Aim of the task —
Lines that include the word "this" are the ones to copy.

Rows —
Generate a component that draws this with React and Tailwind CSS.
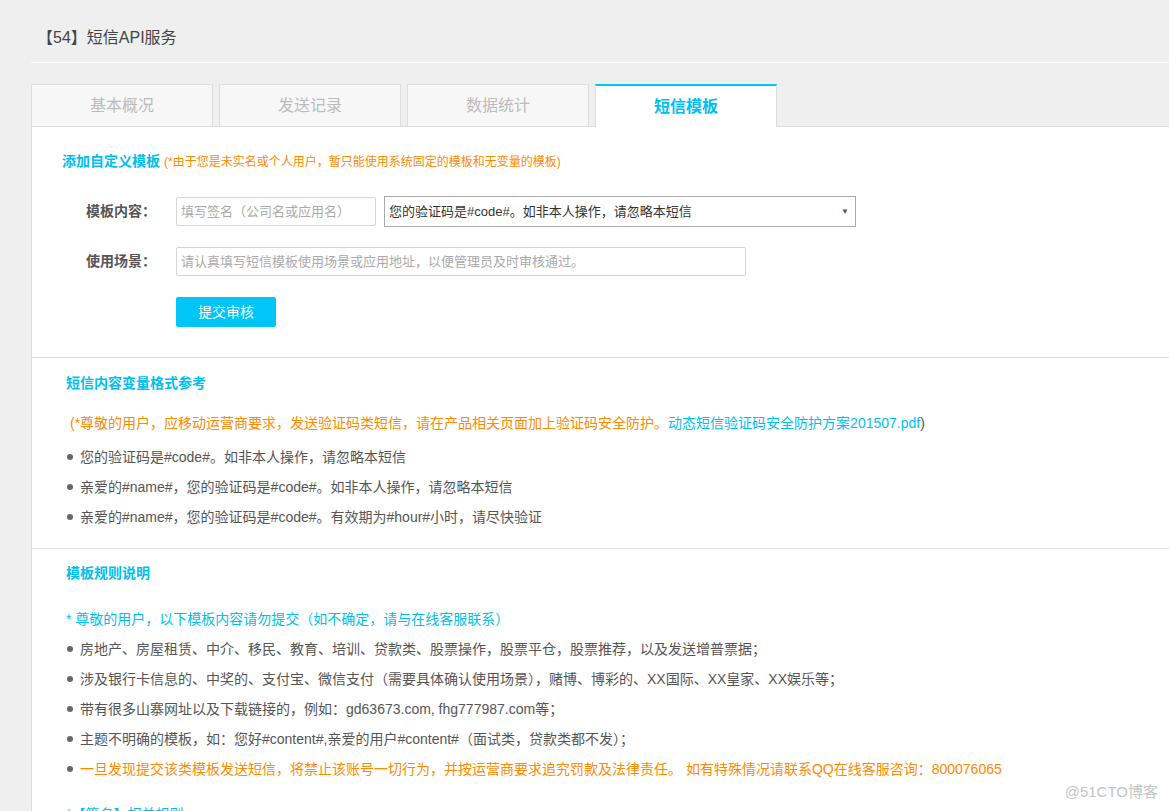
const font = { fontFamily: '"Liberation Sans", "Noto Sans CJK SC", sans-serif' };

const tabs = ['基本概况', '发送记录', '数据统计', '短信模板'];

const varSamples = [
  '您的验证码是#code#。如非本人操作，请忽略本短信',
  '亲爱的#name#，您的验证码是#code#。如非本人操作，请忽略本短信',
  '亲爱的#name#，您的验证码是#code#。有效期为#hour#小时，请尽快验证',
];

const rules = [
  '房地产、房屋租赁、中介、移民、教育、培训、贷款类、股票操作，股票平仓，股票推荐，以及发送增普票据；',
  '涉及银行卡信息的、中奖的、支付宝、微信支付（需要具体确认使用场景），赌博、博彩的、XX国际、XX皇家、XX娱乐等；',
  '带有很多山寨网址以及下载链接的，例如：gd63673.com, fhg777987.com等；',
  '主题不明确的模板，如：您好#content#,亲爱的用户#content#（面试类，贷款类都不发）；',
];

function Bullet({ children, className = 'text-[#555]' }) {
  return (
    <li className={`flex h-[30px] items-center text-[14px] ${className}`}>
      <span className="mr-[7px] ml-[1px] h-[6px] w-[6px] shrink-0 rounded-full bg-[#666]" />
      <span className="whitespace-nowrap">{children}</span>
    </li>
  );
}

export default function App() {
  return (
    <div className="relative h-[811px] w-[1169px] overflow-hidden bg-[#efefef]" style={font}>
      {/* page title */}
      <div className="ml-[31px] border-b border-white pt-[27px] pb-[13px]">
        <h1 className="pl-[6px] text-[16px] leading-[22px] text-[#444]">【54】短信API服务</h1>
      </div>

      {/* tabs */}
      <div className="mt-[21px] ml-[31px] flex gap-[6px] border-b border-[#ddd]">
        {tabs.map((t, i) =>
          i === 3 ? (
            <div
              key={t}
              className="-mb-px flex h-[43px] w-[182px] items-center justify-center border-x border-t-2 border-x-[#ddd] border-t-[#00c5f5] bg-white text-[16px] font-bold text-[#00bff0]"
            >
              {t}
            </div>
          ) : (
            <div
              key={t}
              className="flex h-[42px] w-[182px] items-center justify-center border-x border-t border-[#ddd] bg-[#f7f7f7] text-[16px] text-[#bbb]"
            >
              {t}
            </div>
          )
        )}
      </div>

      {/* content panel */}
      <div className="ml-[31px] border-l border-[#ddd] bg-white">
        {/* add template */}
        <section className="pt-[26px] pb-[30px]">
          <p className="flex items-baseline pl-[30px] leading-[16px] whitespace-nowrap">
            <span className="text-[14px] font-bold text-[#00bff0]">添加自定义模板</span>
            <span className="ml-[4px] text-[12px] text-[#ff8a00]">(*由于您是未实名或个人用户，暂只能使用系统固定的模板和无变量的模板)</span>
          </p>

          <div className="mt-[26px] flex items-center pl-[54px]">
            <label className="w-[90px] text-[14px] font-bold text-[#555]">模板内容：</label>
            <div className="flex h-[29px] w-[200px] items-center rounded-[2px] border border-[#d5d5d5] px-[4px] text-[13px] text-[#aaa]">
              填写签名（公司名或应用名）
            </div>
            <div className="ml-[8px] flex h-[31px] w-[472px] items-center justify-between border border-[#aaa] pr-[6px] pl-[4px] text-[13px] text-[#333]">
              <span>您的验证码是#code#。如非本人操作，请忽略本短信</span>
              <span className="text-[8px] text-[#555]">▼</span>
            </div>
          </div>

          <div className="mt-[20px] flex items-center pl-[54px]">
            <label className="w-[90px] text-[14px] font-bold text-[#555]">使用场景：</label>
            <div className="flex h-[29px] w-[570px] items-center rounded-[2px] border border-[#d5d5d5] px-[4px] text-[13px] text-[#aaa]">
              请认真填写短信模板使用场景或应用地址，以便管理员及时审核通过。
            </div>
          </div>

          <div className="mt-[21px] pl-[144px]">
            <button className="h-[30px] w-[100px] rounded-[2px] bg-[#00c5f7] text-[14px] text-white">提交审核</button>
          </div>
        </section>

        {/* variable format */}
        <section className="border-t border-[#ddd] pt-[17px] pb-[16px]">
          <h2 className="pl-[34px] text-[14px] leading-[16px] font-bold text-[#00bff0]">短信内容变量格式参考</h2>
          <p className="mt-[24px] pl-[38px] text-[14px] leading-[16px] whitespace-nowrap">
            <span className="text-[#ff8a00]">(*尊敬的用户，应移动运营商要求，发送验证码类短信，请在产品相关页面加上验证码安全防护。</span>
            <span className="text-[#00bff0]">动态短信验证码安全防护方案201507.pdf</span>
            <span className="text-[#555]">)</span>
          </p>
          <ul className="mt-[11px] pl-[34px]">
            {varSamples.map((s) => (
              <Bullet key={s}>{s}</Bullet>
            ))}
          </ul>
        </section>

        {/* rules */}
        <section className="border-t border-[#ddd] pt-[16px] pb-[20px]">
          <h2 className="pl-[34px] text-[14px] leading-[16px] font-bold text-[#00bff0]">模板规则说明</h2>
          <p className="mt-[26px] pl-[34px] text-[14px] leading-[24px] text-[#00bff0]">
            * 尊敬的用户，以下模板内容请勿提交（如不确定，请与在线客服联系）
          </p>
          <ul className="mt-[3px] pl-[34px]">
            {rules.map((r) => (
              <Bullet key={r}>{r}</Bullet>
            ))}
            <Bullet className="text-[#ff8a00]">
              一旦发现提交该类模板发送短信，将禁止该账号一切行为，并按运营商要求追究罚款及法律责任。 如有特殊情况请联系QQ在线客服咨询：800076065
            </Bullet>
          </ul>
          <p className="mt-[18px] pl-[34px] text-[14px] leading-[24px] text-[#00bff0]">*【签名】相关规则</p>
        </section>
      </div>

      <div className="absolute right-[11px] bottom-[8px] text-[15px] text-[#c4c4c4]">@51CTO博客</div>
    </div>
  );
}
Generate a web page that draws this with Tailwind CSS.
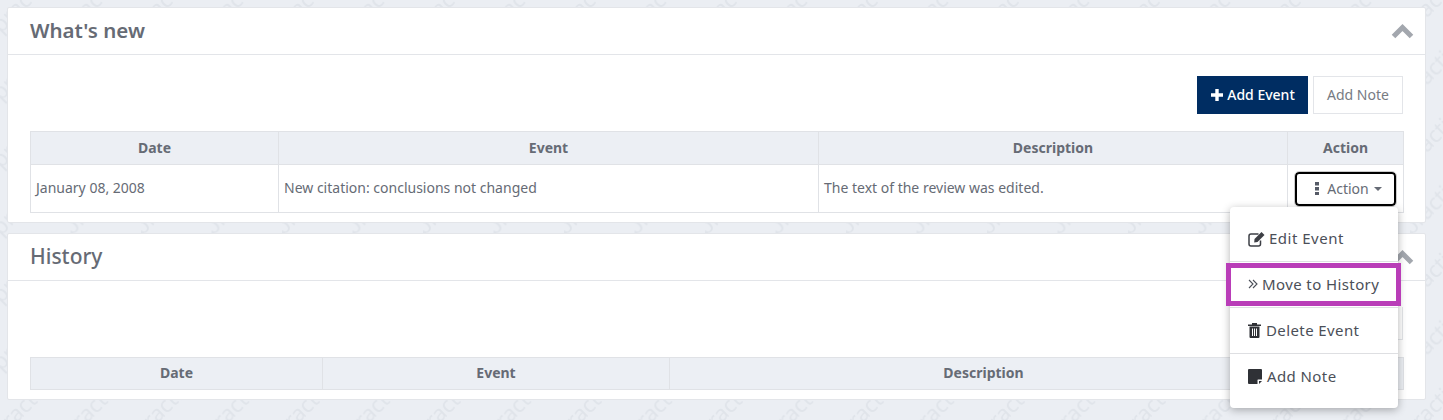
<!DOCTYPE html>
<html lang="en">
<head>
  <meta charset="UTF-8">
  <title>What's new</title>
  <script src="https://cdn.jsdelivr.net/npm/@tailwindcss/browser@4"></script>
</head>
<body class="relative h-[420px] overflow-hidden bg-[#ebeef3] font-['Noto_Sans',sans-serif] text-[14px] text-[#666b75]">
  <!-- watermark -->
  <svg class="absolute inset-0 h-full w-full" aria-hidden="true">
    <defs>
      <pattern id="wm" width="70.5" height="67.5" patternUnits="userSpaceOnUse">
        <g font-family="Noto Sans" font-size="22" fill="#e0e4ea">
          <text transform="translate(1 34) rotate(-45)">practice</text>
          <text transform="translate(1 101.500) rotate(-45)">practice</text>
          <text transform="translate(-69.500 34) rotate(-45)">practice</text>
          <text transform="translate(-69.500 101.500) rotate(-45)">practice</text>
        </g>
      </pattern>
    </defs>
    <rect width="100%" height="100%" fill="url(#wm)"></rect>
  </svg>

  <div class="relative pt-[7px] pr-[17px] pl-[7px]">
    <!-- what's new -->
    <section class="h-[216px] rounded-[2px] border border-[#e3e5e9] bg-white">
      <header class="flex h-[47px] items-center justify-between border-b border-[#e3e5e9] pr-[11px] pl-[22px]">
        <h2 class="pb-[2px] text-[20.500px] font-semibold text-[#666b75]">What's new</h2>
        <svg class="h-[16px] w-[23px]" viewBox="0 0 23 16"><path d="M2.500 13.500 11.500 4.500 20.500 13.500" fill="none" stroke="#a3a7ae" stroke-width="5"/></svg>
      </header>
      <div class="px-[22px]">
        <div class="flex justify-end gap-[5px] pt-[21px] pb-[17px]">
          <button class="flex h-[38px] w-[111px] items-center justify-center gap-[3px] bg-[#002d62] pb-[1px] text-[14px] font-medium text-white">
            <svg class="h-[14px] w-[14px]" viewBox="0 0 14 14"><path d="M7 1v12M1 7h12" stroke="#fff" stroke-width="3.400"/></svg>
            Add Event
          </button>
          <button class="h-[38px] w-[90px] border border-[#e3e5e9] bg-white pb-[1px] text-[14px] text-[#777b83]">Add Note</button>
        </div>
        <table class="w-[1373px] table-fixed border-collapse">
          <colgroup><col class="w-[248px]"><col class="w-[540px]"><col class="w-[469px]"><col class="w-[116px]"></colgroup>
          <thead>
            <tr class="h-[33px] bg-[#eceff4]">
              <th class="border border-[#e0e2e6] pb-[2px] font-bold">Date</th>
              <th class="border border-[#e0e2e6] pb-[2px] font-bold">Event</th>
              <th class="border border-[#e0e2e6] pb-[2px] font-bold">Description</th>
              <th class="border border-[#e0e2e6] pb-[2px] font-bold">Action</th>
            </tr>
          </thead>
          <tbody>
            <tr class="h-[48px]">
              <td class="border border-[#e0e2e6] px-[5px] pb-[2px]">January 08, 2008</td>
              <td class="border border-[#e0e2e6] px-[5px] pb-[2px]">New citation: conclusions not changed</td>
              <td class="border border-[#e0e2e6] px-[5px] pb-[2px]">The text of the review was edited.</td>
              <td class="border border-[#e0e2e6] text-center">
                <button class="mx-auto flex h-[34px] w-[101px] items-center justify-center gap-[8px] rounded-[4px] border-2 border-black bg-white pb-[1px] pl-[6px] outline outline-[#ccc]">
                  <svg class="h-[13px] w-[4px]" viewBox="0 0 4 13"><path d="M0 0h4v3.500H0zM0 5h4v3.500H0zM0 10h4v3H0z" fill="#555a66"/></svg>
                  <span class="flex items-center gap-[5px]">Action<span class="mt-[2px] h-0 w-0 border-x-[4px] border-t-[4px] border-x-transparent border-t-[#666b75]"></span></span>
                </button>
              </td>
            </tr>
          </tbody>
        </table>
      </div>
    </section>

    <!-- history -->
    <section class="mt-[10px] h-[167px] rounded-[2px] border border-[#e3e5e9] bg-white">
      <header class="flex h-[47px] items-center justify-between border-b border-[#e3e5e9] pr-[11px] pl-[22px]">
        <h2 class="text-[21px] font-medium text-[#666b75]">History</h2>
        <svg class="h-[16px] w-[23px]" viewBox="0 0 23 16"><path d="M2.500 13.500 11.500 4.500 20.500 13.500" fill="none" stroke="#a3a7ae" stroke-width="5"/></svg>
      </header>
      <div class="px-[22px] pt-[76px]">
        <table class="w-[1373px] table-fixed border-collapse">
          <colgroup><col class="w-[292px]"><col class="w-[347px]"><col class="w-[628px]"><col class="w-[106px]"></colgroup>
          <thead>
            <tr class="h-[32px] bg-[#eceff4]">
              <th class="border border-[#e0e2e6] pb-[2px] font-bold">Date</th>
              <th class="border border-[#e0e2e6] pb-[2px] font-bold">Event</th>
              <th class="border border-[#e0e2e6] pb-[2px] font-bold">Description</th>
              <th class="border border-[#e0e2e6] pb-[2px] font-bold"></th>
            </tr>
          </thead>
        </table>
      </div>
    </section>
  </div>

  <!-- history add button peeking out behind menu -->
  <div class="absolute top-[307px] left-[1390px] h-[33px] w-[13px] border-r border-b border-[#e3e5e9]"></div>

  <!-- action menu -->
  <div class="absolute top-[207px] left-[1230px] w-[168px] rounded-[4px] bg-white text-[15px] text-[#4b4f58] shadow-[0_2px_8px_rgba(0,0,0,0.3)]">
    <a class="flex h-[55px] items-center gap-[3px] border-b border-[#dedfe2] pt-[9px] pl-[18px] tracking-[0.5px]">
      <svg class="h-[16px] w-[18px]" viewBox="0 0 18 16"><path d="M12.500 9.500V13a2 2 0 0 1-2 2H3a2 2 0 0 1-2-2V5a2 2 0 0 1 2-2h7.500" fill="none" stroke="#3d3f45" stroke-width="1.500"/><path d="M6.500 8 13.500 1l3 3-7 7-3.300.4z" fill="#3d3f45"/></svg>
      Edit Event
    </a>
    <a class="flex h-[46px] items-center gap-[4px] border-b border-[#dedfe2] pb-[1px] pl-[18px] tracking-[0.4px]">
      <svg class="h-[12px] w-[10px]" viewBox="0 0 10 12"><path d="M1 2l4 4-4 4M5 2l4 4-4 4" fill="none" stroke="#4b4f58" stroke-width="1.100"/></svg>
      Move to History
    </a>
    <a class="flex h-[46px] items-center gap-[5px] border-b border-[#dedfe2] pb-[1px] pl-[18px] tracking-[0.4px]">
      <svg class="h-[16px] w-[13px]" viewBox="0 0 13 16"><path d="M0 2.500h13V4H0zM4 2.500V1h5v1.500z" fill="#2f3136"/><path d="M1.500 4.500h10V15a1 1 0 0 1-1 1h-8a1 1 0 0 1-1-1zM4 6.500V14h1V6.500zM6 6.500V14h1V6.500zM8 6.500V14h1V6.500z" fill="#2f3136" fill-rule="evenodd"/></svg>
      Delete Event
    </a>
    <a class="flex h-[54px] items-center gap-[5px] pb-[10px] pl-[18px] tracking-[0.4px]">
      <svg class="h-[15px] w-[14px]" viewBox="0 0 14 15"><path d="M1 0h12a1 1 0 0 1 1 1v9.500H10a.5.5 0 0 0-.5.5v4H1a1 1 0 0 1-1-1V1a1 1 0 0 1 1-1z" fill="#2f3136"/><path d="M11 12h3l-3 3z" fill="#2f3136"/></svg>
      Add Note
    </a>
  </div>
  <!-- highlight -->
  <div class="absolute top-[263px] left-[1226px] h-[43px] w-[175px] border-[5px] border-[#b93db8]"></div>
</body>
</html>
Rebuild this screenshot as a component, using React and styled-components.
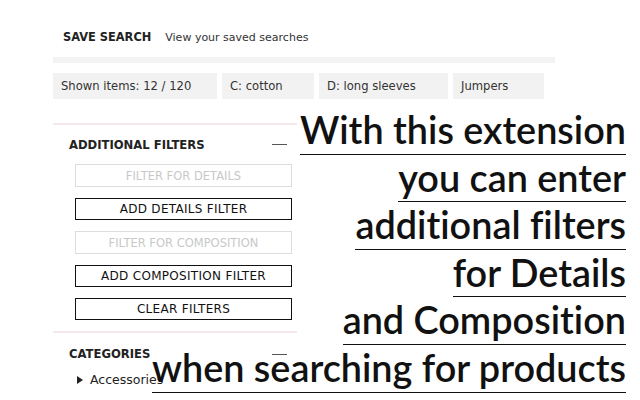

Task answer —
Generate a component that draws this with React and Tailwind CSS.
Generate a web page that draws this with Tailwind CSS.
Rebuild this screenshot as a component, using React and styled-components.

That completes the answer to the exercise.